▸ **Given exercise**
Reproduce the data below in full and exclude every picture.

▸ **Data block**

=-=-=-=-=

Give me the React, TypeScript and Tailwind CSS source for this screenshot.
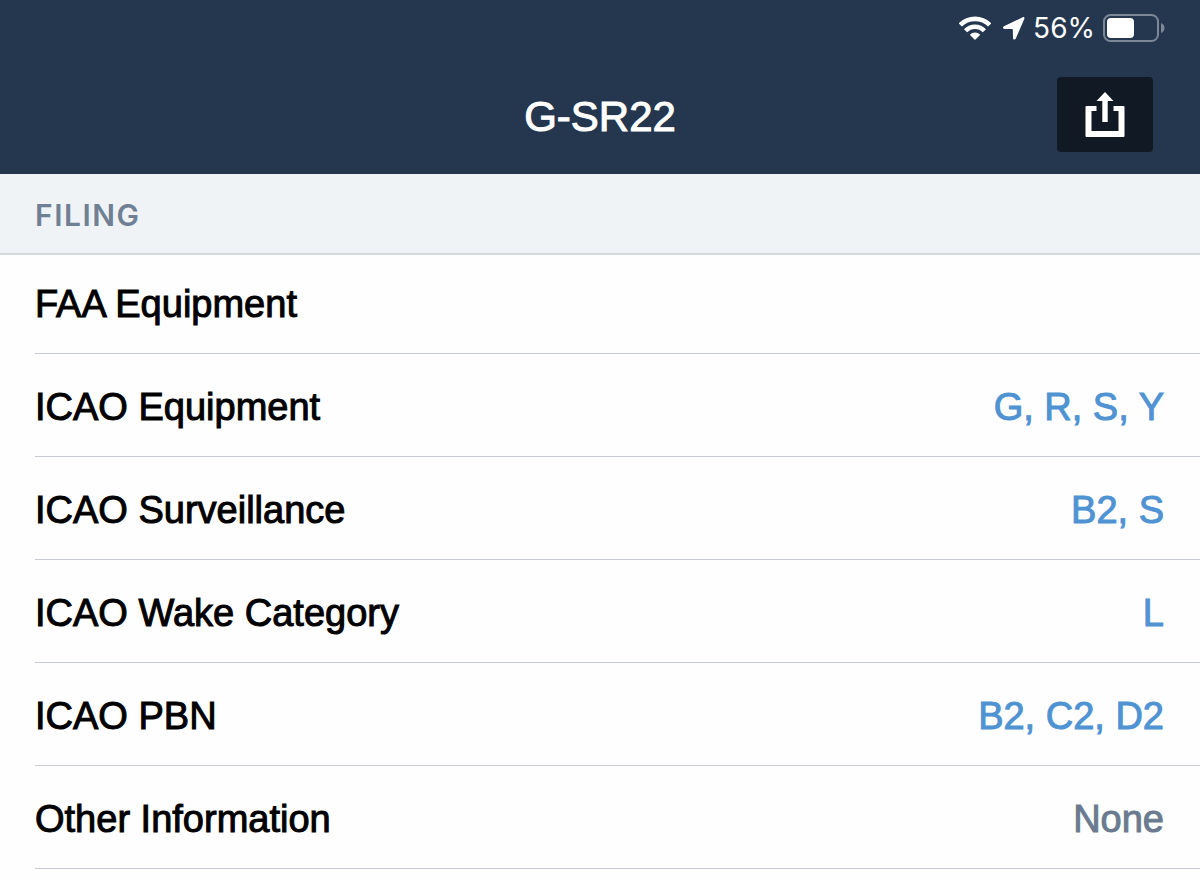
type FilingItem = {
  label: string;
  value: string;
  muted?: boolean;
};

const filingItems: FilingItem[] = [
  { label: "FAA Equipment", value: "" },
  { label: "ICAO Equipment", value: "G, R, S, Y" },
  { label: "ICAO Surveillance", value: "B2, S" },
  { label: "ICAO Wake Category", value: "L" },
  { label: "ICAO PBN", value: "B2, C2, D2" },
  { label: "Other Information", value: "None", muted: true },
];

function WifiIcon() {
  return (
    <svg width="32" height="24" viewBox="0 0 32 24" fill="none" aria-hidden="true">
      <path d="M1.3 9 A20.6 20.6 0 0 1 30.7 9" stroke="white" strokeWidth="4.6" />
      <path d="M6.6 14.8 A12.8 12.8 0 0 1 25.4 14.8" stroke="white" strokeWidth="4.4" />
      <path
        d="M10.8 18.8 A7.2 7.2 0 0 1 21.2 18.8 L16.8 23.3 Q16 24 15.2 23.3 Z"
        fill="white"
      />
    </svg>
  );
}

function LocationIcon() {
  return (
    <svg width="22" height="23" viewBox="0 0 22 23" fill="white" aria-hidden="true">
      <path d="M19.8 0.3 L0.9 9.3 C-0.5 10 -0.1 11.8 1.4 11.9 L9.4 12.1 Q9.8 12.1 9.8 12.5 L10 20.9 C10.1 22.7 12 23 12.8 21.5 L21.3 2 C21.8 0.7 21 -0.3 19.8 0.3 Z" />
    </svg>
  );
}

function BatteryIcon() {
  return (
    <svg width="62" height="28" viewBox="0 0 62 28" fill="none" aria-hidden="true">
      <rect x="1" y="1" width="54" height="26" rx="6.5" stroke="#7c8797" strokeWidth="2" />
      <rect x="4" y="4" width="27" height="20" rx="4" fill="white" />
      <path d="M58 9 Q61.5 10.5 61.5 14 Q61.5 17.5 58 19 Z" fill="#7c8797" />
    </svg>
  );
}

function ShareIcon() {
  return (
    <svg width="40" height="46" viewBox="0 0 40 46" fill="white" aria-hidden="true">
      <path d="M1.5 14 H11.5 V19 H6.5 V39 H33.5 V19 H28.5 V14 H38.5 Q39.5 14 39.5 15 V44 Q39.5 45 38.5 45 H1.5 Q0.5 45 0.5 44 V15 Q0.5 14 1.5 14 Z" />
      <path d="M20 0 L28.5 9 H22.7 V29.5 Q22.7 30 22.2 30 H17.8 Q17.3 30 17.3 29.5 V9 H11.5 Z" />
    </svg>
  );
}

export default function App() {
  return (
    <div className="min-h-screen bg-[#fefefe] font-['Liberation_Sans',Arial,sans-serif]">
      <header className="bg-[#25364f] text-white">
        {/* Status bar */}
        <div className="flex h-14 items-center justify-end gap-2 pr-[35px]">
          <WifiIcon />
          <div className="ml-1">
            <LocationIcon />
          </div>
          <span className="font-['Inter',sans-serif] text-[28px] leading-8">56%</span>
          <BatteryIcon />
        </div>

        {/* Title bar */}
        <div className="grid grid-cols-[1fr_auto_1fr] items-center px-[47px] pt-[21px] pb-[22px]">
          <h1 className="col-start-2 pt-1 text-[42px] leading-[50px] [-webkit-text-stroke:1px]">
            G-SR22
          </h1>
          <button
            type="button"
            aria-label="Share"
            className="flex h-[75px] w-24 items-center justify-center justify-self-end rounded bg-[#111924]"
          >
            <ShareIcon />
          </button>
        </div>
      </header>

      <main>
        <h2 className="border-b-2 border-[#d3d9df] bg-[#eff3f6] px-[35px] pt-[21px] pb-[18px] font-['Inter',sans-serif] text-[30px] leading-10 font-semibold tracking-wider text-[#708094]">
          FILING
        </h2>

        <dl className="ml-[35px] text-[38px] leading-[50px] [-webkit-text-stroke:1px]">
          {filingItems.map((item) => (
            <div
              key={item.label}
              className="flex justify-between border-b border-[#c5cad3] pt-7 pr-9 pb-6 first:pt-6"
            >
              <dt className="text-black">{item.label}</dt>
              <dd className={item.muted ? "text-[#6b7b8f]" : "text-[#4f93d2]"}>
                {item.value}
              </dd>
            </div>
          ))}
        </dl>
      </main>
    </div>
  );
}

=-=-=-=-=

▸ **Worked answer**
Give me the React, TypeScript and Tailwind CSS source for this screenshot.
type FilingItem = {
  label: string;
  value: string;
  muted?: boolean;
};

const filingItems: FilingItem[] = [
  { label: "FAA Equipment", value: "" },
  { label: "ICAO Equipment", value: "G, R, S, Y" },
  { label: "ICAO Surveillance", value: "B2, S" },
  { label: "ICAO Wake Category", value: "L" },
  { label: "ICAO PBN", value: "B2, C2, D2" },
  { label: "Other Information", value: "None", muted: true },
];

function WifiIcon() {
  return (
    <svg width="32" height="24" viewBox="0 0 32 24" fill="none" aria-hidden="true">
      <path d="M1.3 9 A20.6 20.6 0 0 1 30.7 9" stroke="white" strokeWidth="4.6" />
      <path d="M6.6 14.8 A12.8 12.8 0 0 1 25.4 14.8" stroke="white" strokeWidth="4.4" />
      <path
        d="M10.8 18.8 A7.2 7.2 0 0 1 21.2 18.8 L16.8 23.3 Q16 24 15.2 23.3 Z"
        fill="white"
      />
    </svg>
  );
}

function LocationIcon() {
  return (
    <svg width="22" height="23" viewBox="0 0 22 23" fill="white" aria-hidden="true">
      <path d="M19.8 0.3 L0.9 9.3 C-0.5 10 -0.1 11.8 1.4 11.9 L9.4 12.1 Q9.8 12.1 9.8 12.5 L10 20.9 C10.1 22.7 12 23 12.8 21.5 L21.3 2 C21.8 0.7 21 -0.3 19.8 0.3 Z" />
    </svg>
  );
}

function BatteryIcon() {
  return (
    <svg width="62" height="28" viewBox="0 0 62 28" fill="none" aria-hidden="true">
      <rect x="1" y="1" width="54" height="26" rx="6.5" stroke="#7c8797" strokeWidth="2" />
      <rect x="4" y="4" width="27" height="20" rx="4" fill="white" />
      <path d="M58 9 Q61.5 10.5 61.5 14 Q61.5 17.5 58 19 Z" fill="#7c8797" />
    </svg>
  );
}

function ShareIcon() {
  return (
    <svg width="40" height="46" viewBox="0 0 40 46" fill="white" aria-hidden="true">
      <path d="M1.5 14 H11.5 V19 H6.5 V39 H33.5 V19 H28.5 V14 H38.5 Q39.5 14 39.5 15 V44 Q39.5 45 38.5 45 H1.5 Q0.5 45 0.5 44 V15 Q0.5 14 1.5 14 Z" />
      <path d="M20 0 L28.5 9 H22.7 V29.5 Q22.7 30 22.2 30 H17.8 Q17.3 30 17.3 29.5 V9 H11.5 Z" />
    </svg>
  );
}

export default function App() {
  return (
    <div className="min-h-screen bg-[#fefefe] font-['Liberation_Sans',Arial,sans-serif]">
      <header className="bg-[#25364f] text-white">
        {/* Status bar */}
        <div className="flex h-14 items-center justify-end gap-2 pr-[35px]">
          <WifiIcon />
          <div className="ml-1">
            <LocationIcon />
          </div>
          <span className="font-['Inter',sans-serif] text-[28px] leading-8">56%</span>
          <BatteryIcon />
        </div>

        {/* Title bar */}
        <div className="grid grid-cols-[1fr_auto_1fr] items-center px-[47px] pt-[21px] pb-[22px]">
          <h1 className="col-start-2 pt-1 text-[42px] leading-[50px] [-webkit-text-stroke:1px]">
            G-SR22
          </h1>
          <button
            type="button"
            aria-label="Share"
            className="flex h-[75px] w-24 items-center justify-center justify-self-end rounded bg-[#111924]"
          >
            <ShareIcon />
          </button>
        </div>
      </header>

      <main>
        <h2 className="border-b-2 border-[#d3d9df] bg-[#eff3f6] px-[35px] pt-[21px] pb-[18px] font-['Inter',sans-serif] text-[30px] leading-10 font-semibold tracking-wider text-[#708094]">
          FILING
        </h2>

        <dl className="ml-[35px] text-[38px] leading-[50px] [-webkit-text-stroke:1px]">
          {filingItems.map((item) => (
            <div
              key={item.label}
              className="flex justify-between border-b border-[#c5cad3] pt-7 pr-9 pb-6 first:pt-6"
            >
              <dt className="text-black">{item.label}</dt>
              <dd className={item.muted ? "text-[#6b7b8f]" : "text-[#4f93d2]"}>
                {item.value}
              </dd>
            </div>
          ))}
        </dl>
      </main>
    </div>
  );
}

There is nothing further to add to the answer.